WORK TO BE COMPLETED. Give the count of lines in the data that include "code", with no other words.

INFORMATION PROVIDED.
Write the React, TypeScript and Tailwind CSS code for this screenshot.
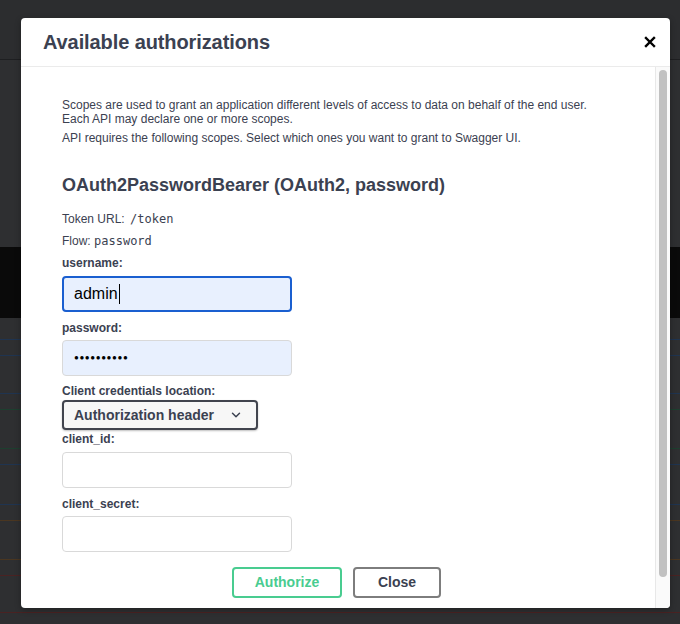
import { ChevronDown } from 'lucide-react'

// ── Backdrop (the swagger page dimmed behind the modal) ──────────────────────

const Line = ({ color }: { color: string }) => <div className={`h-px ${color}`} />

const Backdrop = () => (
  <div className="flex flex-col h-[624px] bg-[#2e2f31]">
    <div className="h-[59px] bg-[#2c2d2f] shrink-0" />
    <Line color="bg-[#1e1f21]" />
    <div className="h-[187px] shrink-0" />
    <div className="h-[71px] bg-[#0a0a0a] shrink-0" />
    <div className="h-[21px] shrink-0" />
    <Line color="bg-[#1f3450]" />
    <div className="h-[15px] shrink-0" />
    <Line color="bg-[#1f3450]" />
    <div className="h-[37px] shrink-0" />
    <Line color="bg-[#1f3450]" />
    <div className="h-[15px] shrink-0" />
    <Line color="bg-[#1d3f2f]" />
    <div className="h-[38px] shrink-0" />
    <Line color="bg-[#1d3f2f]" />
    <div className="h-[15px] shrink-0" />
    <Line color="bg-[#1f3450]" />
    <div className="h-[39px] shrink-0" />
    <Line color="bg-[#1f3450]" />
    <div className="h-[15px] shrink-0" />
    <Line color="bg-[#4a3620]" />
    <div className="h-[38px] shrink-0" />
    <Line color="bg-[#4a3620]" />
    <div className="h-[15px] shrink-0" />
    <Line color="bg-[#4a2222]" />
    <div className="h-[36px] shrink-0" />
    <Line color="bg-[#4a2222]" />
  </div>
)

// ── Form bits ────────────────────────────────────────────────────────────────

const Label = ({ children }: { children: string }) => (
  <div className="text-[12px] font-bold leading-[14px] text-[#3b4151]">{children}</div>
)

const TextBox = ({ children, variant = 'plain' }: { children?: React.ReactNode; variant?: 'focus' | 'filled' | 'plain' }) => {
  const styles = {
    focus: 'border-2 border-[#1a5fd0] bg-[#e8f0fe] pl-[10px]',
    filled: 'border border-[#d9d9d9] bg-[#e8f0fe] pl-[11px]',
    plain: 'border border-[#d9d9d9] bg-white pl-[11px]',
  }[variant]
  return (
    <div className={`w-[230px] h-[36px] rounded-[4px] flex items-center text-[16px] text-black ${styles}`}>
      {children}
    </div>
  )
}

// ── Main ─────────────────────────────────────────────────────────────────────

export default function App() {
  return (
    <div className="relative w-[680px] h-[624px] overflow-hidden font-['Liberation_Sans',Arial,sans-serif]">
      <Backdrop />

      {/* Modal */}
      <div className="absolute left-[21px] top-[18px] w-[649px] h-[590px] bg-white rounded-[4px] shadow-[0_2px_6px_rgba(0,0,0,0.3)] flex flex-col overflow-hidden">

        {/* Header */}
        <div className="h-[49px] shrink-0 flex items-center justify-between pl-[22px] pr-[14px] border-b border-[#ebebeb]">
          <h3 className="text-[20px] font-bold text-[#3b4151] tracking-[-0.1px]">Available authorizations</h3>
          <svg width="12" height="12" viewBox="0 0 12 12" className="mt-[-1px]">
            <path d="M2 2L10 10M10 2L2 10" stroke="#000" strokeWidth="2.4" strokeLinecap="square" />
          </svg>
        </div>

        {/* Body */}
        <div className="flex flex-1 min-h-0">
          <div className="flex-1 pl-[41px] pt-[31px]">
            <div className="text-[12px] leading-[14px] text-[#3b4151]">
              <p>Scopes are used to grant an application different levels of access to data on behalf of the end user.</p>
              <p>Each API may declare one or more scopes.</p>
              <p className="mt-[5px]">API requires the following scopes. Select which ones you want to grant to Swagger UI.</p>
            </div>

            <h4 className="mt-[29px] text-[18px] font-bold leading-[22px] text-[#3b4151]">
              OAuth2PasswordBearer (OAuth2, password)
            </h4>

            <p className="mt-[16px] text-[12px] leading-[14px] text-[#3b4151]">
              Token URL: <code className="font-['DejaVu_Sans_Mono',monospace] text-[12px] ml-[2px]">/token</code>
            </p>
            <p className="mt-[8px] text-[12px] leading-[14px] text-[#3b4151]">
              Flow: <code className="font-['DejaVu_Sans_Mono',monospace] text-[12px]">password</code>
            </p>

            <div className="mt-[8px]">
              <Label>username:</Label>
              <div className="mt-[6px]">
                <TextBox variant="focus">
                  admin<span className="w-px h-[20px] bg-black ml-[1px]" />
                </TextBox>
              </div>
            </div>

            <div className="mt-[9px]">
              <Label>password:</Label>
              <div className="mt-[5px]">
                <TextBox variant="filled">
                  <span className="text-[8px] tracking-[0.6px] leading-none">●●●●●●●●●●</span>
                </TextBox>
              </div>
            </div>

            <div className="mt-[8px]">
              <Label>Client credentials location:</Label>
              <div className="mt-[2px] w-[196px] h-[30px] rounded-[4px] border-2 border-[#41444e] bg-[#f7f7f7] shadow-[0_1px_2px_rgba(0,0,0,0.25)] flex items-center justify-between pl-[10px] pr-[13px]">
                <span className="text-[14px] font-bold text-[#3b4151]">Authorization header</span>
                <ChevronDown size={14} strokeWidth={2.5} className="text-[#3b4151]" />
              </div>
            </div>

            <div className="mt-[2px]">
              <Label>client_id:</Label>
              <div className="mt-[6px]">
                <TextBox />
              </div>
            </div>

            <div className="mt-[9px]">
              <Label>client_secret:</Label>
              <div className="mt-[5px]">
                <TextBox />
              </div>
            </div>

            {/* Buttons */}
            <div className="mt-[15px] flex justify-center gap-[11px] pr-[44px]">
              <button className="w-[110px] h-[31px] rounded-[4px] border-2 border-[#49cc90] text-[14px] font-bold text-[#49cc90]">
                Authorize
              </button>
              <button className="w-[88px] h-[31px] rounded-[4px] border-2 border-[#7d7d7d] text-[14px] font-bold text-[#3b4151]">
                Close
              </button>
            </div>
          </div>

          {/* Scrollbar */}
          <div className="w-[15px] shrink-0 bg-[#fafafa] border-l border-[#e8e8e8] pt-[3px] pb-[30px] flex justify-center">
            <div className="w-[8px] h-[507px] rounded-full bg-[#c1c1c1]" />
          </div>
        </div>
      </div>
    </div>
  )
}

RESULT FOR THIS EXERCISE. 3